Quelques idées tirées des exemples pris dans notre environnement méditerranéen et européen :

  • Express côtier : nous inspirant de l’exemple de la Norvège, pourrait-on imaginer un bateau qui toucherait plusieurs ports lors d’une même traversée (exemple : Marseille, Lisula, Aiacciu, Prupia…). Tout le monde n’y gagnerait peut être pas, mais…
  • Porte container : cette solution peut-elle être envisagée pour le fret ?
  • Expertise technique : Pourquoi ne pas demander une expertise de notre réseau routier par les sardes, chez qui on peut à l’évidence prendre des leçons ?

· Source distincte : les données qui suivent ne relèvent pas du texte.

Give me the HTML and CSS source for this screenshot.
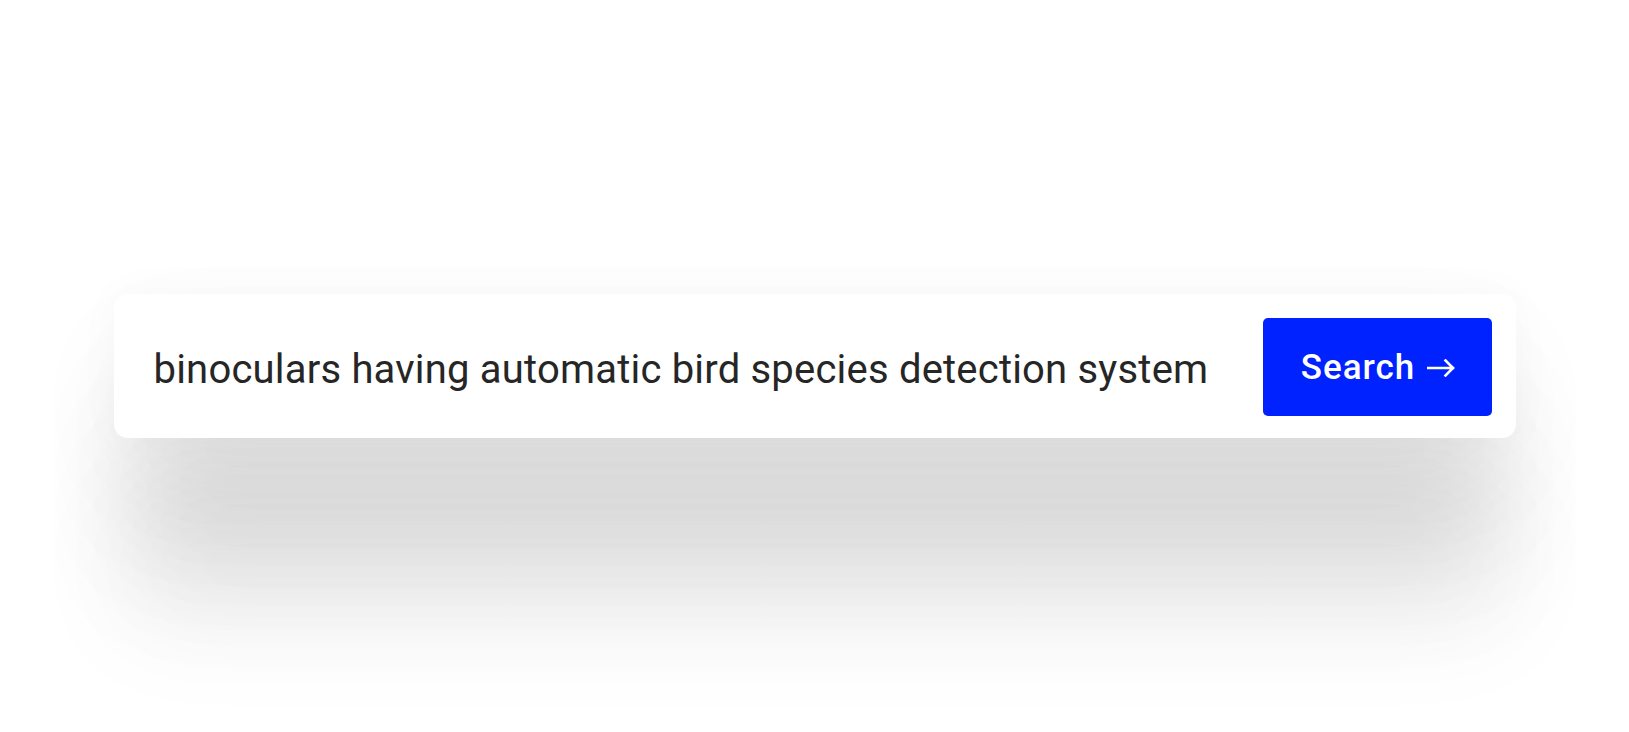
FILE: index.html
```html
<!DOCTYPE html>
<html lang="en">
<head>
<meta charset="utf-8">
<title>Search</title>
<link rel="stylesheet" href="styles.css">
</head>
<body>
<main class="page">
  <form class="search-box" onsubmit="return false">
    <div class="query">binoculars having automatic bird species detection system</div>
    <button class="search-btn" type="submit">
      <span class="btn-label">Search</span>
      <svg class="arrow" width="28" height="18" viewBox="0 0 28 18" aria-hidden="true">
        <path d="M1 9 H26 M18.5 1.5 L26 9 L18.5 16.5" fill="none" stroke="#ffffff" stroke-width="2.6" stroke-linecap="square" stroke-linejoin="miter"/>
      </svg>
    </button>
  </form>
</main>
</body>
</html>
```
FILE: styles.css
```css
html, body {
  margin: 0;
  padding: 0;
  background: #ffffff;
}

.page {
  height: 100vh;
  display: flex;
  align-items: center;
  justify-content: center;
  overflow: hidden;
}

.search-box {
  width: 1402px;
  height: 144px;
  box-sizing: border-box;
  margin: 0;
  padding: 24px 24px 22px 40px;
  background: #ffffff;
  border-radius: 14px;
  display: flex;
  align-items: center;
  justify-content: space-between;
  box-shadow:
    0 0 45px rgba(0, 0, 0, 0.03),
    0 40px 110px -10px rgba(0, 0, 0, 0.056),
    0 80px 110px -10px rgba(0, 0, 0, 0.056),
    0 120px 110px -10px rgba(0, 0, 0, 0.056),
    0 160px 110px -10px rgba(0, 0, 0, 0.056),
    0 200px 110px -10px rgba(0, 0, 0, 0.056);
}

.query {
  font-family: Roboto, "Liberation Sans", sans-serif;
  font-size: 40px;
  letter-spacing: 0.2px;
  color: #262626;
  white-space: nowrap;
  padding-top: 4px;
}

.search-btn {
  width: 229px;
  height: 98px;
  border: none;
  border-radius: 5px;
  background: #0022ff;
  color: #ffffff;
  display: flex;
  align-items: center;
  justify-content: center;
  gap: 12px;
  padding: 0 0 0 2px;
  cursor: pointer;
}

.btn-label {
  font-family: Roboto, "Liberation Sans", sans-serif;
  font-size: 35px;
  font-weight: 500;
  letter-spacing: 1px;
}

.arrow {
  display: block;
  margin-top: 2px;
}
```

  • Tunnel de Vizzavona à péage (cf. idée développée par G. Guidoni).
  • Pour une liaison ferroviaire rapide et compétitive Ajaccio Bastia. La liaison directe, en moins de 3 heures, avait été plébiscitée dans les années 60. Ce serait le seul moyen pour donner au train une utilité économique et éviter de recourir à la voiture.
  • Faire le point des financements européens. Même si nous avons largement laissé passer nombre de possibilités, des financements sont peut-être encore possibles,
  • Développer le maillage par autobus. Est-il logique de disposer dans chaque coin d’un port voire d’un aéroport, quand le déplacement entre régions n’est peu ou pas organisé ?
  • Le critère « création d’emploi en Corse » doit être intégré dans les choix.